Appellant's contention with reference to the stipulation was that appellee waived the violation thereof when, knowing of such violation, it paid the $264.70 to the bank, and also when, with knowledge of such violation, it required him, he charged, to make proof of loss of the automobile.
The trial was to the court without a jury. The appeal is from a judgment denying appellant the recovery he sought, and in appellee's favor for costs.
Allen Reed, of Dallas, for appellant.
Davis, Johnson Handley, of Dallas, for appellee.
The judgment involves findings by the trial court that appellee did not waive the violation by appellant of the stipulation set out in the statement above in either of the ways charged against it. We agree that the finding that appellant was not entitled to predicate waiver he asserted on the "proof of loss" he made was correct, for it was not shown that such proof was made in compliance with a demand therefor by appellee (14 R.C.L. 1197; Woodard v. Ins. Co., 128 Wis. 1, 106 N.W. 681, 116 Am.St.Rep. 17; Ridgeway v. Modern Woodmen, 98 Kan. 240, 157 P. 1191, L.R.A. 1917A, 1062); but it appeared that appellee knew appellant had violated the stipulation at the time it paid the bank the part of the loss it was entitled to claim by the terms of the policy, and we think it therefore must be said, in view of the authorities, that such payment operated as a waiver by appellee of its right to complain of such violation. 14 R.C.L. 1199; 32 C.J. 1355; 26 C.J. 333; 3 Cooley's Briefs on Insurance, 2744; Ins. Co. v. Polemanakos (Tex.Com.App.) 207 S.W. 922: Ins. Co. v. Lehman, 132 Ala. 640, 32 So. 733; Ins. Co. v. McAdoo (Tenn. Ch.App.) 57 S.W. 409.

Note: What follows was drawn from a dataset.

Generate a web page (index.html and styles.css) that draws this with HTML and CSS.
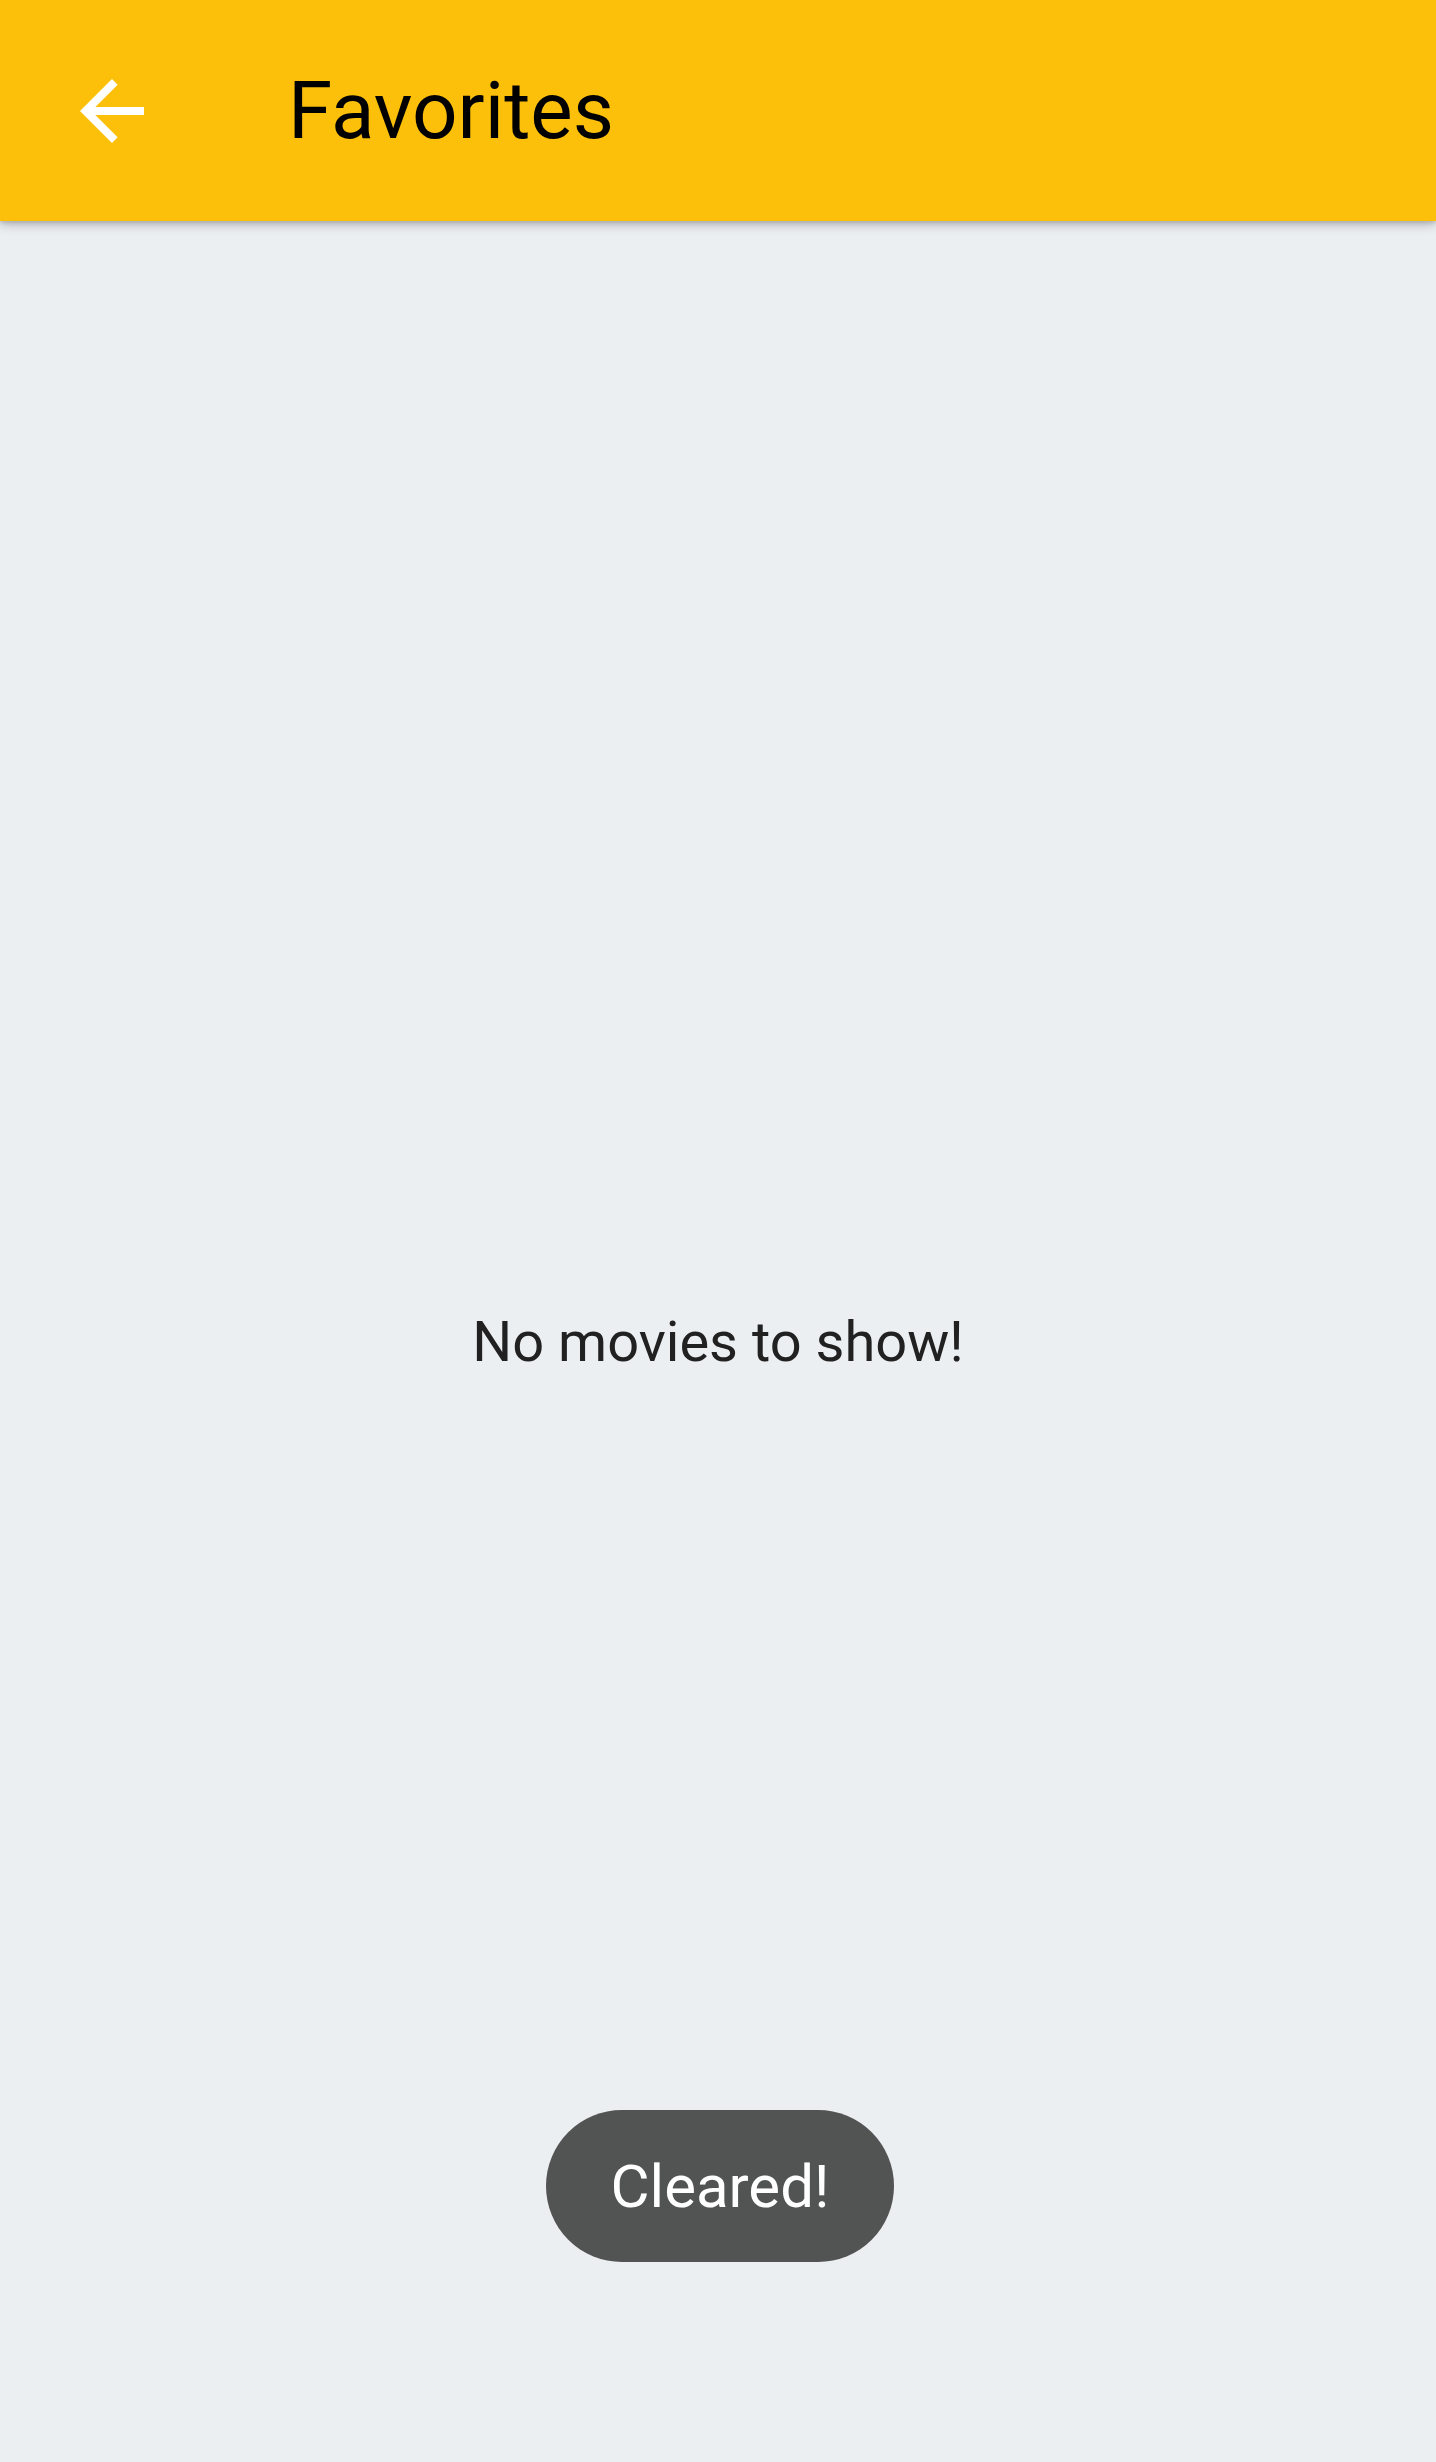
FILE: index.html
```html
<!DOCTYPE html>
<html lang="en">
<head>
<meta charset="utf-8">
<title>Favorites</title>
<link rel="stylesheet" href="styles.css">
</head>
<body>
<div class="screen">
  <header class="appbar">
    <button class="nav-btn" aria-label="Back">
      <svg class="nav-icon" viewBox="0 0 24 24" width="96" height="96">
        <path fill="#ffffff" d="M20 11H7.83l5.59-5.59L12 4l-8 8 8 8 1.41-1.41L7.83 13H20v-2z"/>
      </svg>
    </button>
    <h1 class="title">Favorites</h1>
  </header>
  <main class="content">
    <p class="empty">No movies to show!</p>
  </main>
  <div class="toast">Cleared!</div>
</div>
</body>
</html>
```
FILE: styles.css
```css
html, body {
  margin: 0;
  padding: 0;
}
body {
  background: #eceff1;
  font-family: Roboto, "Noto Sans", sans-serif;
}
.screen {
  position: relative;
  width: 1436px;
  height: 2462px;
  display: flex;
  flex-direction: column;
  overflow: hidden;
}
.appbar {
  height: 221px;
  flex: none;
  background: #fdc00a;
  display: flex;
  align-items: center;
  box-shadow: 0 4px 10px rgba(0, 0, 0, 0.22), 0 2px 4px rgba(0, 0, 0, 0.12);
  position: relative;
  z-index: 1;
}
.nav-btn {
  width: 96px;
  height: 96px;
  margin-left: 64px;
  padding: 0;
  border: 0;
  background: transparent;
  display: flex;
}
.nav-icon {
  display: block;
}
.title {
  margin: 0 0 0 128px;
  font-size: 80px;
  font-weight: 400;
  color: #000000;
  line-height: 1;
}
.content {
  flex: 1;
  display: flex;
  align-items: center;
  justify-content: center;
}
.empty {
  margin: 0;
  font-size: 56px;
  color: #212121;
  line-height: 1;
}
.toast {
  position: absolute;
  left: 546px;
  top: 2110px;
  width: 348px;
  height: 152px;
  border-radius: 76px;
  background: #525353;
  color: #ffffff;
  font-size: 60px;
  display: flex;
  align-items: center;
  justify-content: center;
}
```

Appellee's insistence that such a result did not follow, based on the provision in the Act February 19, 1919 (Gen. Laws, p. 20; article 4875a, Vernon's Statutes Supp. 1922), that, "the interest of a mortgagee or trustee under any fire insurance contract hereafter issued covering any property situated in this state shall not be invalidated by any act or neglect of the mortgagor or owner of said described property or the happening of any condition beyond his control, and any stipulation in any contract in conflict herewith shall be null and void," cannot be sustained. The provision, it will be noted, applies to fire insurance contracts only. While the policy sued upon was that kind of a contract, it also was a contract for indemnity against loss of the car by theft. The loss not having been by fire, but by theft, the policy should be treated, for the purposes of appellant's suit, as one insuring against theft alone. Indemnity Co. v. Duncan (Tex.Civ.App.) 254 S.W. 233; Liability Co. v. White (Tex.Civ.App.) 177 S.W. 162.
Nor can the contention that the payment did not operate as a waiver as claimed by appellant, because it was not made to him but to the bank, be sustained. Gardner v. Ins. Co., 125 Ky. 464, 101 S.W. 908. With reference to a like contention made in the case cited, the court said:
"The legal effect of such a provision (that the loss should be paid to a mortgagee as his interest appeared) would be to make the mortgagee the agent of the insured to receive the payment of the insurance money due under the policy to the extent that he (the mortgagee) is interested in the property destroyed."
In that view the payment by appellee to the bank in legal effect was a payment to appellant; and there is no doubt, as shown by authorities we have cited, if the payment had been to him it would have operated as a waiver.
On the record before us we think the judgment should have been in appellant's favor for the $330.30 sued for as the part unpaid of the loss due to the theft of the car, but we think the conclusion of the trial court that appellant was not entitled to recover the statutory damages and attorney's fees he sued for was correct. The statute invoked (article 4746, Vernon's Sayles' Ann.Civ.St. 1914) by its terms applies only when a "life insurance company, or accident insurance company, or life and accident, health and accident, or life, health and accident company," falls within the time specified therein to pay a loss for which it is liable. Liability Co. v. White (Tex.Civ.App.) 177 S.W. 162.
The Judgment will be reversed, and judgment will he here rendered in appellant's favor for $330.30 and interest thereon from December 2, 1922.